Backpatching is a technique used by single-pass assemblers to handle forward references—symbolic labels or addresses that appear in the source code before they are defined. Since a single-pass assembler scans the source code only once, it cannot resolve forward references immediately. To address this, it inserts temporary placeholders in the object code for the unresolved addresses and keeps a list of all such locations. Later in the same pass, when the actual definition of the label is encountered, the assembler goes back to those earlier locations and inserts the correct address, completing the translation. This process is called backpatching. It allows single-pass assemblers to manage more complex code than would otherwise be possible, but it increases complexity and limits the assembler’s efficiency. Additionally, if a label is never defined, the assembler will generate an error indicating an unresolved reference. Backpatching is useful but has largely been superseded by two-pass assemblers in modern systems.

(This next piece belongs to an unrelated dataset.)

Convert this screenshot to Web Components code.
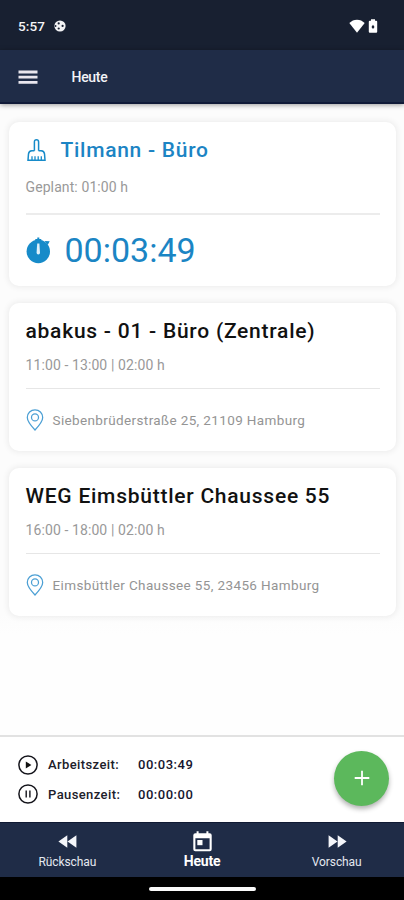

Assemblers often support pseudo-instructions and macros to make assembly language more flexible and programmer-friendly. Pseudo-instructions are not actual machine-level instructions but commands understood by the assembler that help manage data, memory layout, or control flow. For example, .DATA might define a data segment, while .WORD 5 allocates a word-sized memory space containing the value 5. The assembler translates these into the necessary machine instructions or memory allocations behind the scenes. Macros, on the other hand, are user-defined templates that expand into multiple lines of assembly code. They allow programmers to define reusable code blocks with parameters, reducing repetition and increasing readability. When a macro is called, the assembler replaces it with the actual instructions it represents. This is known as macro expansion. These features do not affect the final object code directly but provide helpful abstractions that simplify the development process. They are especially useful in large or complex programs where maintaining consistency and reducing redundancy is important.